Write out every line below that includes the word "Give".

--- begin RECORDS FOR THE EXERCISE ---

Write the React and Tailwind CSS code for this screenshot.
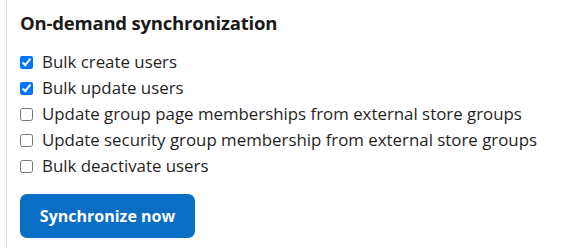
import React, { useState } from 'react';

const opcoes = [
  { id: 'create', label: 'Bulk create users', checked: true },
  { id: 'update', label: 'Bulk update users', checked: true },
  { id: 'groups', label: 'Update group page memberships from external store groups', checked: false },
  { id: 'security', label: 'Update security group membership from external store groups', checked: false },
  { id: 'deactivate', label: 'Bulk deactivate users', checked: false },
];

export default function App() {
  const [marcados, setMarcados] = useState(
    Object.fromEntries(opcoes.map(o => [o.id, o.checked]))
  );

  return (
    <div className="w-[563px] h-[248px] bg-white pl-[6px] overflow-hidden" style={{ fontFamily: '"Open Sans", "Noto Sans", sans-serif' }}>
      <div className="h-full border-l border-[#d5dbe1] pl-[13px] pt-[10px]">
        <h3 className="text-[18.5px] leading-[26px] font-bold text-[#1a1a1a] tracking-[-0.2px]">
          On-demand synchronization
        </h3>

        <div className="mt-[13px] flex flex-col">
          {opcoes.map(o => (
            <label key={o.id} className="flex items-center h-[26px] text-[16.85px] text-[#1f1f1f]">
              <input
                type="checkbox"
                className="w-[13px] h-[13px] my-0 ml-0 mr-[9px]"
                checked={marcados[o.id]}
                onChange={() => setMarcados(prev => ({ ...prev, [o.id]: !prev[o.id] }))}
              />
              {o.label}
            </label>
          ))}
        </div>

        <button className="mt-[15px] w-[175px] h-[44px] rounded-[7px] bg-[#0a6ec4] text-white text-[16px] font-bold">
          Synchronize now
        </button>
      </div>
    </div>
  );
}
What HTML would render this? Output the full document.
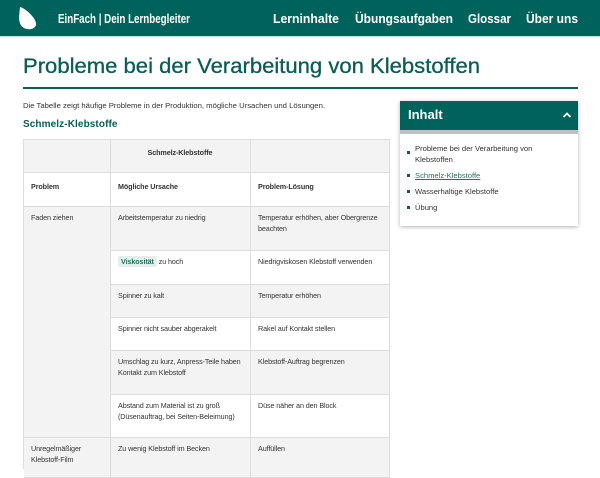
<!DOCTYPE html>
<html><head><meta charset="utf-8"><style>
*{margin:0;padding:0;box-sizing:border-box}
body{width:600px;height:467px;overflow:hidden;background:#fff;font-family:"Liberation Sans",sans-serif;color:#333;position:relative}
.a{position:absolute}
.hdr{left:0;top:0;width:600px;height:37px;background:#00635b;border-bottom:1px solid #bfe5e0}
.c{position:absolute;font-size:7.2px;letter-spacing:-0.1px;line-height:11px;padding:5px 8px 5px 7px;border-right:1px solid #ddd;border-bottom:1px solid #ddd}
.g{background:#f3f3f3}.w{background:#fff}
b{font-weight:bold}
.toc{font-size:7.6px;line-height:11px;color:#333}
</style></head><body>
<div class="a hdr"></div>
<svg class="a" style="left:17px;top:5px" width="22" height="26" viewBox="0 0 22 26"><path d="M3 2 C8 3 18 12 19 18 C20 23 14 25 10 24 C4 23 2 18 2 12 Z" fill="#fff"/></svg>
<svg class="a" style="left:0;top:0" width="600" height="90">
<g fill="#fff" font-family="Liberation Sans" font-weight="bold" font-size="13">
<text x="58" y="23" textLength="132" lengthAdjust="spacingAndGlyphs">EinFach | Dein Lernbegleiter</text>
<text x="273" y="23" textLength="66" lengthAdjust="spacingAndGlyphs">Lerninhalte</text>
<text x="355" y="23" textLength="98" lengthAdjust="spacingAndGlyphs">Übungsaufgaben</text>
<text x="468" y="23" textLength="43" lengthAdjust="spacingAndGlyphs">Glossar</text>
<text x="526" y="23" textLength="52" lengthAdjust="spacingAndGlyphs">Über uns</text>
</g>
<text x="23" y="73" fill="#0b5c55" font-family="Liberation Sans" font-size="21" stroke="#0b5c55" stroke-width="0.3" textLength="457" lengthAdjust="spacingAndGlyphs">Probleme bei der Verarbeitung von Klebstoffen</text>
</svg>
<div class="a" style="left:23px;top:87px;width:555px;height:2px;background:#0b5c55"></div>
<div class="a" style="left:23px;top:101px;font-size:7.7px">Die Tabelle zeigt häufige Probleme in der Produktion, mögliche Ursachen und Lösungen.</div>
<div class="a" style="left:23px;top:119px;font-size:10px;color:#0b5c55;font-weight:bold;letter-spacing:0.1px">Schmelz-Klebstoffe</div>

<div class="a" style="left:23px;top:139px;width:367px;height:330px;border-top:1px solid #ddd;border-left:1px solid #ddd"></div>
<div class="c g" style="left:24px;top:140px;width:87px;height:33px"></div>
<div class="c g" style="left:111px;top:140px;width:140px;height:33px;text-align:center;padding-top:7px"><b>Schmelz-Klebstoffe</b></div>
<div class="c g" style="left:251px;top:140px;width:139px;height:33px"></div>
<div class="c w" style="left:24px;top:173px;width:87px;height:34px;padding-top:8px"><b>Problem</b></div>
<div class="c w" style="left:111px;top:173px;width:140px;height:34px;padding-top:8px"><b>Mögliche Ursache</b></div>
<div class="c w" style="left:251px;top:173px;width:139px;height:34px;padding-top:8px"><b>Problem-Lösung</b></div>

<div class="c g" style="left:24px;top:207px;width:87px;height:231px">Faden ziehen</div>
<div class="c g" style="left:111px;top:207px;width:140px;height:44px">Arbeitstemperatur zu niedrig</div>
<div class="c g" style="left:251px;top:207px;width:139px;height:44px">Temperatur erhöhen, aber Obergrenze beachten</div>
<div class="c w" style="left:111px;top:251px;width:140px;height:34px"><span style="background:#e6eeec;color:#2a6e5f;font-weight:bold;padding:1px 3px;border-radius:2px">Viskosität</span> zu hoch</div>
<div class="c w" style="left:251px;top:251px;width:139px;height:34px">Niedrigviskosen Klebstoff verwenden</div>
<div class="c g" style="left:111px;top:285px;width:140px;height:33px">Spinner zu kalt</div>
<div class="c g" style="left:251px;top:285px;width:139px;height:33px">Temperatur erhöhen</div>
<div class="c w" style="left:111px;top:318px;width:140px;height:33px">Spinner nicht sauber abgerakelt</div>
<div class="c w" style="left:251px;top:318px;width:139px;height:33px">Rakel auf Kontakt stellen</div>
<div class="c g" style="left:111px;top:351px;width:140px;height:44px">Umschlag zu kurz, Anpress-Teile haben Kontakt zum Klebstoff</div>
<div class="c g" style="left:251px;top:351px;width:139px;height:44px">Klebstoff-Auftrag begrenzen</div>
<div class="c w" style="left:111px;top:395px;width:140px;height:43px">Abstand zum Material ist zu groß (Düsenauftrag, bei Seiten-Beleimung)</div>
<div class="c w" style="left:251px;top:395px;width:139px;height:43px">Düse näher an den Block</div>
<div class="c g" style="left:24px;top:438px;width:87px;height:40px">Unregelmäßiger Klebstoff-Film</div>
<div class="c g" style="left:111px;top:438px;width:140px;height:40px">Zu wenig Klebstoff im Becken</div>
<div class="c g" style="left:251px;top:438px;width:139px;height:40px">Auffüllen</div>

<div class="a" style="left:400px;top:101px;width:178px;height:125px;background:#fff;box-shadow:0 1px 4px rgba(0,0,0,.3)"></div>
<div class="a" style="left:400px;top:101px;width:178px;height:29px;background:#00635b"></div>
<div class="a" style="left:400px;top:130px;width:178px;height:4px;background:#b8c4c2"></div>
<div class="a" style="left:408px;top:107px;color:#fff;font-weight:bold;font-size:13px">Inhalt</div>
<svg class="a" style="left:562px;top:111px" width="10" height="8" viewBox="0 0 10 8"><path d="M1.5 6 L5 2.5 L8.5 6" stroke="#fff" stroke-width="1.8" fill="none"/></svg>
<div class="a toc" style="left:407px;top:151px;width:3px;height:3px;background:#0b5c55"></div>
<div class="a toc" style="left:415px;top:143px;width:150px">Probleme bei der Verarbeitung von Klebstoffen</div>
<div class="a toc" style="left:407px;top:174px;width:3px;height:3px;background:#0b5c55"></div>
<div class="a toc" style="left:415px;top:170px;color:#2a6e5f;text-decoration:underline">Schmelz-Klebstoffe</div>
<div class="a toc" style="left:407px;top:190px;width:3px;height:3px;background:#0b5c55"></div>
<div class="a toc" style="left:415px;top:186px">Wasserhaltige Klebstoffe</div>
<div class="a toc" style="left:407px;top:206px;width:3px;height:3px;background:#0b5c55"></div>
<div class="a toc" style="left:415px;top:202px">Übung</div>
</body></html>
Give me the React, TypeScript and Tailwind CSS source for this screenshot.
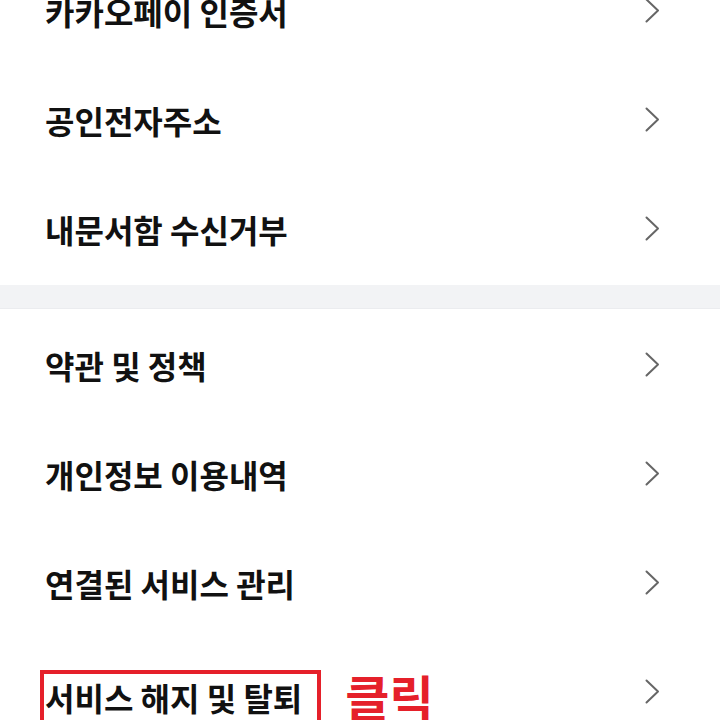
const topItems = ["카카오페이 인증서", "공인전자주소", "내문서함 수신거부"];
const bottomItems = ["약관 및 정책", "개인정보 이용내역", "연결된 서비스 관리"];

const font = { fontFamily: '"Noto Sans CJK KR", "Noto Sans", sans-serif' };

function Chevron() {
  return (
    <svg width="15" height="25" viewBox="0 0 15 25" fill="none" className="shrink-0">
      <polyline
        points="1.5,1.5 13,12.5 1.5,23.5"
        stroke="#666"
        strokeWidth="2"
        strokeLinecap="round"
        strokeLinejoin="round"
      />
    </svg>
  );
}

function Row({ label, children }: { label: string; children?: React.ReactNode }) {
  return (
    <div className="flex h-[109px] items-center justify-between pb-[4px] pl-[45px] pr-[60px]">
      {children ?? (
        <span className="text-[32px] font-bold leading-none text-[#111]">{label}</span>
      )}
      <Chevron />
    </div>
  );
}

export default function App() {
  return (
    <div className="h-[720px] w-[720px] overflow-hidden bg-white" style={font}>
      {/* 위쪽 메뉴 */}
      <div className="-mt-[42px]">
        {topItems.map((t) => (
          <Row key={t} label={t} />
        ))}
      </div>

      <div className="h-[24px] border-b border-[#ebecef] bg-[#f2f3f5]" />

      {/* 아래쪽 메뉴 */}
      <div className="pt-[3px]">
        {bottomItems.map((t) => (
          <Row key={t} label={t} />
        ))}
        <Row label="서비스 해지 및 탈퇴">
          <div className="flex items-center">
            <span className="-ml-[5px] mt-[14px] inline-flex h-[58px] items-center border-[4px] border-[#e5202a] pb-[4px] pl-[1px] pr-[15px] text-[32px] font-bold leading-none text-[#111]">
              서비스 해지 및 탈퇴
            </span>
            <span className="ml-[24px] mt-[6px] text-[48px] font-bold leading-none text-[#e5202a]">
              클릭
            </span>
          </div>
        </Row>
      </div>
    </div>
  );
}
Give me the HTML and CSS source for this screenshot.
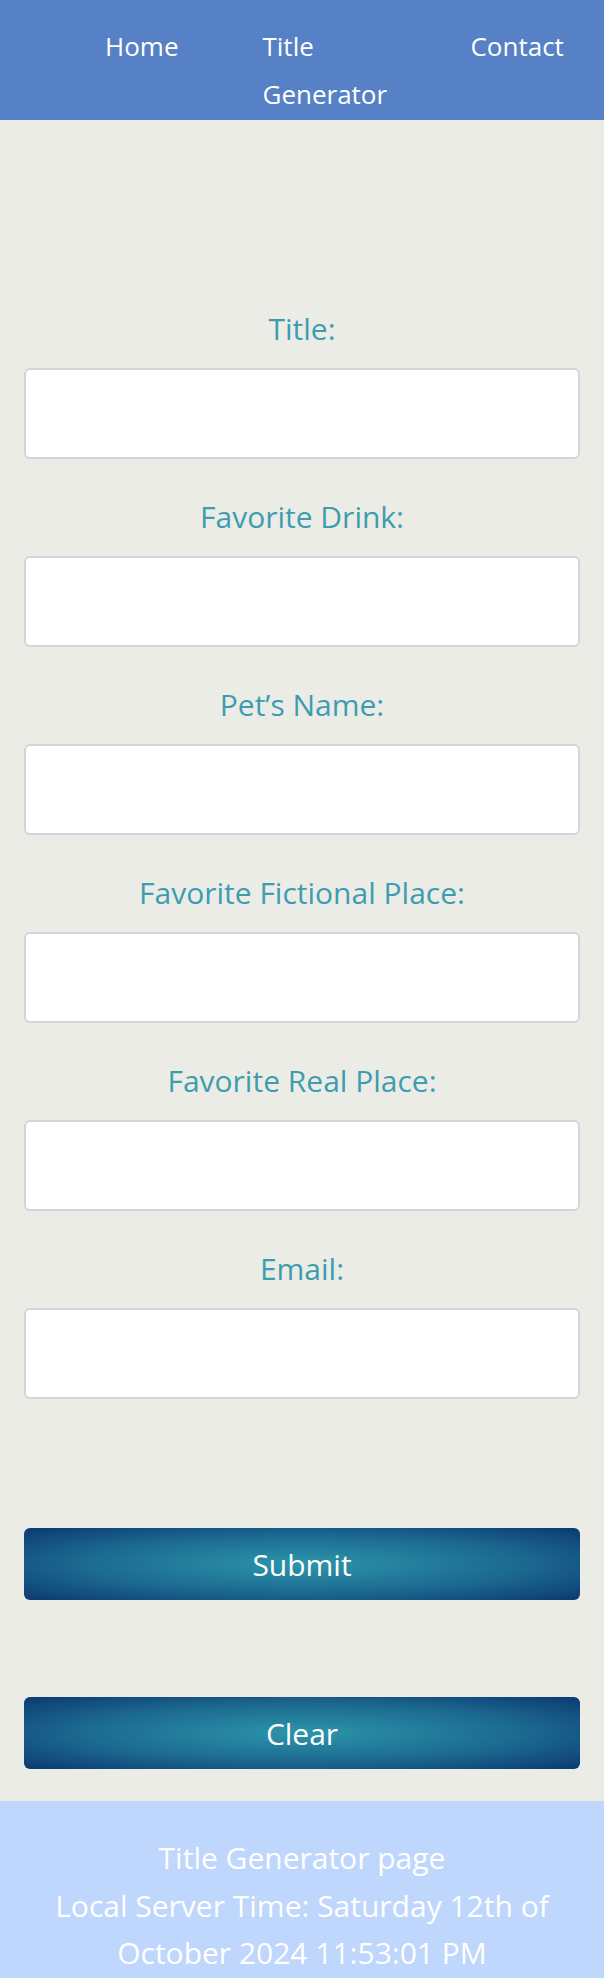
FILE: index.html
```html
<!DOCTYPE html>
<html lang="en">
<head>
<meta charset="utf-8">
<title>Title Generator</title>
<link rel="stylesheet" href="styles.css">
</head>
<body>
<header class="site-header">
  <nav class="nav">
    <a class="nav-link nav-home" href="#">Home</a>
    <a class="nav-link nav-title" href="#">Title Generator</a>
    <a class="nav-link nav-contact" href="#">Contact</a>
  </nav>
</header>
<main class="main">
  <form class="form">
    <div class="field">
      <label class="label" for="title">Title:</label>
      <input class="input" id="title" type="text">
    </div>
    <div class="field">
      <label class="label" for="drink">Favorite Drink:</label>
      <input class="input" id="drink" type="text">
    </div>
    <div class="field">
      <label class="label" for="pet">Pet’s Name:</label>
      <input class="input" id="pet" type="text">
    </div>
    <div class="field">
      <label class="label" for="fict">Favorite Fictional Place:</label>
      <input class="input" id="fict" type="text">
    </div>
    <div class="field">
      <label class="label" for="real">Favorite Real Place:</label>
      <input class="input" id="real" type="text">
    </div>
    <div class="field">
      <label class="label" for="email">Email:</label>
      <input class="input" id="email" type="email">
    </div>
    <div class="actions">
      <button class="btn" type="button">Submit</button>
      <button class="btn" type="button">Clear</button>
    </div>
  </form>
</main>
<footer class="footer">
  <p class="footer-text">Title Generator page<br>Local Server Time: Saturday 12th of October 2024 11:53:01 PM</p>
</footer>
</body>
</html>
```
FILE: styles.css
```css
* { box-sizing: border-box; }
html, body { margin: 0; padding: 0; }
body {
  background: #ecece6;
  font-family: "Open Sans", "Noto Sans", sans-serif;
  font-size: 30px;
}
.site-header {
  background: #5681c6;
  height: 120px;
  padding-top: 22px;
  font-size: 26px;
}
.nav {
  display: flex;
  align-items: flex-start;
  gap: 84px;
  padding-left: 105px;
}
.nav-link {
  color: #ffffff;
  text-decoration: none;
  line-height: 48px;
}
.nav-title { width: 124px; }
.main { padding: 185px 24px 32px; }
.form { display: flex; flex-direction: column; }
.field {
  display: flex;
  flex-direction: column;
  margin-bottom: 34px;
}
.label {
  color: #3d9db0;
  text-align: center;
  line-height: 47px;
  margin-bottom: 16px;
}
.input {
  height: 91px;
  width: 100%;
  background: #ffffff;
  border: 2px solid #d2d6dc;
  border-radius: 6px;
  font: inherit;
}
.actions {
  display: flex;
  flex-direction: column;
  gap: 97px;
  margin-top: 95px;
}
.btn {
  height: 72px;
  width: 100%;
  border: none;
  border-radius: 6px;
  color: #ffffff;
  font: inherit;
  background: radial-gradient(ellipse at center, #2c95aa 0%, #1c6a91 55%, #0b3a70 100%);
}
.footer {
  background: #bfd6fd;
  padding: 33px 24px;
}
.footer-text {
  margin: 0;
  color: #ffffff;
  text-align: center;
  line-height: 47.5px;
}
```
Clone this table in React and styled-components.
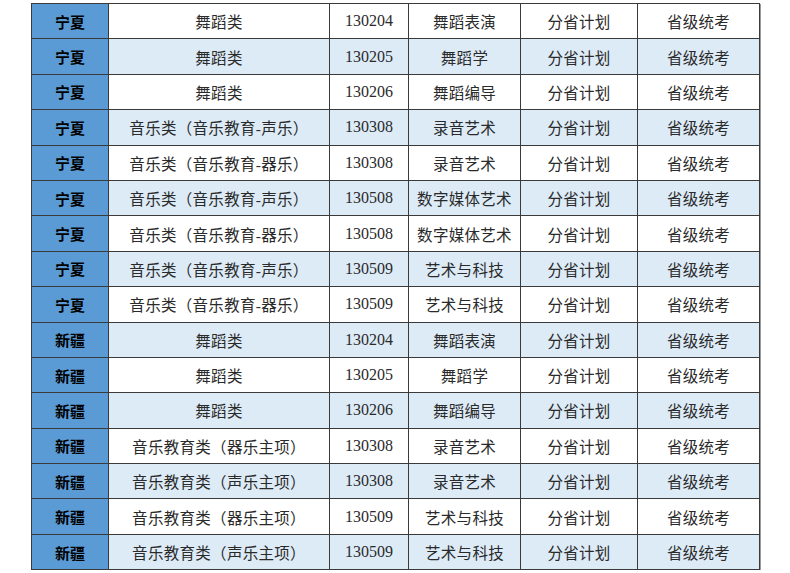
import styled, { createGlobalStyle } from 'styled-components';

const GlobalStyle = createGlobalStyle`
  html, body {
    margin: 0;
    padding: 0;
    background: #ffffff;
  }
`;

const Page = styled.div`
  padding: 3px 0 0 31px;
`;

const Table = styled.table`
  border-collapse: collapse;
  table-layout: fixed;
  width: 728px;
  border: 1px solid #2b2b2b;
  box-shadow: 1px 1px 0 #9a9a9a;
  col:nth-child(1) { width: 77px; }
  col:nth-child(2) { width: 221px; }
  col:nth-child(3) { width: 79px; }
  col:nth-child(4) { width: 112px; }
  col:nth-child(5) { width: 117px; }
  col:nth-child(6) { width: 122px; }
`;

const Row = styled.tr`
  height: 35.4px;
  background: ${(p) => (p.$shaded ? '#ddebf7' : '#ffffff')};
`;

const Cell = styled.td`
  border: 1px solid #3a3a3a;
  padding: 0;
  text-align: center;
  vertical-align: middle;
  color: #2a2a2a;
  font-size: 15.5px;
  letter-spacing: 0.3px;
  font-family: 'Liberation Serif', 'Noto Sans CJK SC', serif;
  white-space: nowrap;
  overflow: hidden;
`;

const ProvinceCell = styled(Cell)`
  background: #5b9bd5;
  color: #000000;
  font-weight: 700;
  font-size: 15px;
  letter-spacing: 0;
  font-family: 'Noto Sans CJK SC', sans-serif;
`;

const CodeCell = styled(Cell)`
  font-size: 16px;
  letter-spacing: 0;
`;

const rows = [
  ['宁夏', '舞蹈类', '130204', '舞蹈表演'],
  ['宁夏', '舞蹈类', '130205', '舞蹈学'],
  ['宁夏', '舞蹈类', '130206', '舞蹈编导'],
  ['宁夏', '音乐类（音乐教育-声乐）', '130308', '录音艺术'],
  ['宁夏', '音乐类（音乐教育-器乐）', '130308', '录音艺术'],
  ['宁夏', '音乐类（音乐教育-声乐）', '130508', '数字媒体艺术'],
  ['宁夏', '音乐类（音乐教育-器乐）', '130508', '数字媒体艺术'],
  ['宁夏', '音乐类（音乐教育-声乐）', '130509', '艺术与科技'],
  ['宁夏', '音乐类（音乐教育-器乐）', '130509', '艺术与科技'],
  ['新疆', '舞蹈类', '130204', '舞蹈表演'],
  ['新疆', '舞蹈类', '130205', '舞蹈学'],
  ['新疆', '舞蹈类', '130206', '舞蹈编导'],
  ['新疆', '音乐教育类（器乐主项）', '130308', '录音艺术'],
  ['新疆', '音乐教育类（声乐主项）', '130308', '录音艺术'],
  ['新疆', '音乐教育类（器乐主项）', '130509', '艺术与科技'],
  ['新疆', '音乐教育类（声乐主项）', '130509', '艺术与科技'],
];

export default function App() {
  return (
    <>
      <GlobalStyle />
      <Page>
        <Table>
          <colgroup>
            <col />
            <col />
            <col />
            <col />
            <col />
            <col />
          </colgroup>
          <tbody>
            {rows.map(([prov, cat, code, major], i) => (
              <Row key={i} $shaded={i % 2 === 1}>
                <ProvinceCell>{prov}</ProvinceCell>
                <Cell>{cat}</Cell>
                <CodeCell>{code}</CodeCell>
                <Cell>{major}</Cell>
                <Cell>分省计划</Cell>
                <Cell>省级统考</Cell>
              </Row>
            ))}
          </tbody>
        </Table>
      </Page>
    </>
  );
}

--- end RECORDS FOR THE EXERCISE ---

EXPECTED OUTPUT.
Give me the React, TypeScript and Tailwind CSS source for this screenshot.
Give me the HTML and CSS source for this screenshot.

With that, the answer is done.